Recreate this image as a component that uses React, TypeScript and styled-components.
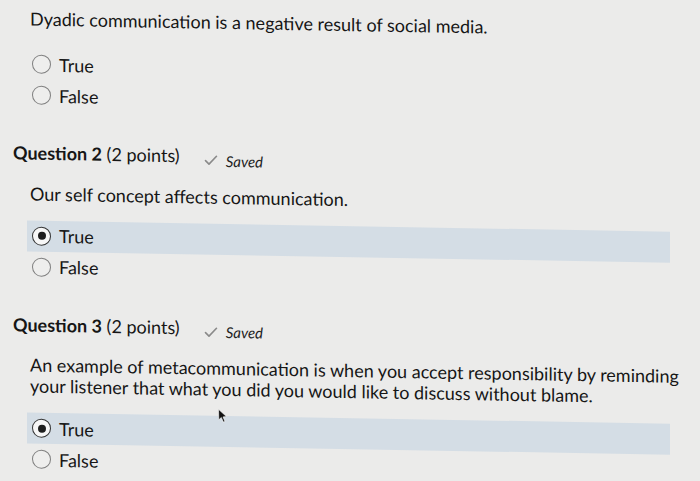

* * *

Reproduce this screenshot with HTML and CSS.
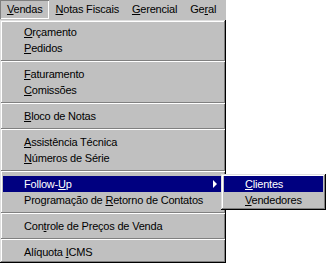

---

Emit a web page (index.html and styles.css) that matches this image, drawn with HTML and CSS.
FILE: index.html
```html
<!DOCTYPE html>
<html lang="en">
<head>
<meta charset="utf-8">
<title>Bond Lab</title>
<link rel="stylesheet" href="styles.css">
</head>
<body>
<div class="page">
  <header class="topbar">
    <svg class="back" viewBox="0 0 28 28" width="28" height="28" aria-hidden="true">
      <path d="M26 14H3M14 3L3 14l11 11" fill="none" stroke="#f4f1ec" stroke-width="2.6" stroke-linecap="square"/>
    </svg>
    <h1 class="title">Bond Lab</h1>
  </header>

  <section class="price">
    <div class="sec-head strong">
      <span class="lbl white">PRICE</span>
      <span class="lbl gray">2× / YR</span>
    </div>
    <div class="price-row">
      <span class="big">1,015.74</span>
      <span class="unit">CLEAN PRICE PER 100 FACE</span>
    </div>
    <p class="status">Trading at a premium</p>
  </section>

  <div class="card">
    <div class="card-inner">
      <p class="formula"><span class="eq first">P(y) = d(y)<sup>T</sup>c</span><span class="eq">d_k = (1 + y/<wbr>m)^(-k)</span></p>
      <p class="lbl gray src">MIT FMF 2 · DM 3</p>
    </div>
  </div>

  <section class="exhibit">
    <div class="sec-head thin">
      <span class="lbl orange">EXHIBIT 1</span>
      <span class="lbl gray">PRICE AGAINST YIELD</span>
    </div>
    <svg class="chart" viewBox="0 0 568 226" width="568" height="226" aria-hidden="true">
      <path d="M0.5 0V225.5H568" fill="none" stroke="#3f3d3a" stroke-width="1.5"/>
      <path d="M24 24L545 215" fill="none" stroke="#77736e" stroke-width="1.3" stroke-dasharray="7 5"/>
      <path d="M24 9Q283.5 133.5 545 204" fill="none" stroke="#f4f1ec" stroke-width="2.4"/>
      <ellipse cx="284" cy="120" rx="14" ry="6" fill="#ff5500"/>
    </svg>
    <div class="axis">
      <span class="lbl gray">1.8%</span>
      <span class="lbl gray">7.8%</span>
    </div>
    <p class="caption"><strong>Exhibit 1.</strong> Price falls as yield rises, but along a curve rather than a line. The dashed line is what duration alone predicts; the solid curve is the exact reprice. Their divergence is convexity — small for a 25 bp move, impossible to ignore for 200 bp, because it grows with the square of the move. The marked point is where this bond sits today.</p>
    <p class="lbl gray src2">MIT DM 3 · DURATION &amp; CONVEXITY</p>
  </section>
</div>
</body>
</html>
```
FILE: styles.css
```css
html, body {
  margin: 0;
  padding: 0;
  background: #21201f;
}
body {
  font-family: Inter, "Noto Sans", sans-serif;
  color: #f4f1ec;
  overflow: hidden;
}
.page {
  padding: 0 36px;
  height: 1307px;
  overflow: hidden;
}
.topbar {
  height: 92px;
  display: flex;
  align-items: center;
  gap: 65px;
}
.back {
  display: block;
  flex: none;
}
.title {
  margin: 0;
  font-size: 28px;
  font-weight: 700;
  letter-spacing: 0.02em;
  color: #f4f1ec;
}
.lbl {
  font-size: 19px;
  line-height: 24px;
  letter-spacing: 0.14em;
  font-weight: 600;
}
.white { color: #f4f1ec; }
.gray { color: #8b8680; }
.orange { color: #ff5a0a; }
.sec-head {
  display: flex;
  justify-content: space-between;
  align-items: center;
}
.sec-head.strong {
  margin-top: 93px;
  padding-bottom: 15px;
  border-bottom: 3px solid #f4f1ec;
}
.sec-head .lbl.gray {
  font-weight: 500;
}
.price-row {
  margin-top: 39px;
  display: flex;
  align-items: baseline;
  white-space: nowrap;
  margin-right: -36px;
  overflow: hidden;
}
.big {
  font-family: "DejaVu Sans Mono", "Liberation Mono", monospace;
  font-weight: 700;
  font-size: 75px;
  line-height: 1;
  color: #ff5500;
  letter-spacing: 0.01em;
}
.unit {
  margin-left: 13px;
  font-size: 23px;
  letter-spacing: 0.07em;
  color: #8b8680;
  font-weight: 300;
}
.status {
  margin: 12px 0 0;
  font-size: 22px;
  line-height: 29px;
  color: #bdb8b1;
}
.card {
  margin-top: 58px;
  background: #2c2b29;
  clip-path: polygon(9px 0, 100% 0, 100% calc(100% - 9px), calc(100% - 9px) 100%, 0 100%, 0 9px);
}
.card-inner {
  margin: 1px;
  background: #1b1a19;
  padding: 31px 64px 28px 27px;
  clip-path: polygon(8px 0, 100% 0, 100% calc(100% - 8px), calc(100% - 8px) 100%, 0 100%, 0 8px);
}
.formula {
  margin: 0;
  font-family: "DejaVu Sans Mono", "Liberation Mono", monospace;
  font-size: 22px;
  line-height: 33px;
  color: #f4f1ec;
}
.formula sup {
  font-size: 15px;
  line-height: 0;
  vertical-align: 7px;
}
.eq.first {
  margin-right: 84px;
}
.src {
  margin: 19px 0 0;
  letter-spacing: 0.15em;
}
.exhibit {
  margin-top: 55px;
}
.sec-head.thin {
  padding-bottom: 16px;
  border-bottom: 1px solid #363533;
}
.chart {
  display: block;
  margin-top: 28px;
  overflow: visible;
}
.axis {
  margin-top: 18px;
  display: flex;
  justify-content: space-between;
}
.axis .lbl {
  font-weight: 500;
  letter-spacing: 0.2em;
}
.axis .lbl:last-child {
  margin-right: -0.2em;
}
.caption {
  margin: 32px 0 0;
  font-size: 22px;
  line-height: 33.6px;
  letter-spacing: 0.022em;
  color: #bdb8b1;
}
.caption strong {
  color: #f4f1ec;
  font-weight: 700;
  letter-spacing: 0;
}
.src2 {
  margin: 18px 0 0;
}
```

● **Your objective**: Your answer should be a single number: the count of lines in these records that hold the string "image".

● **Written answer**: 2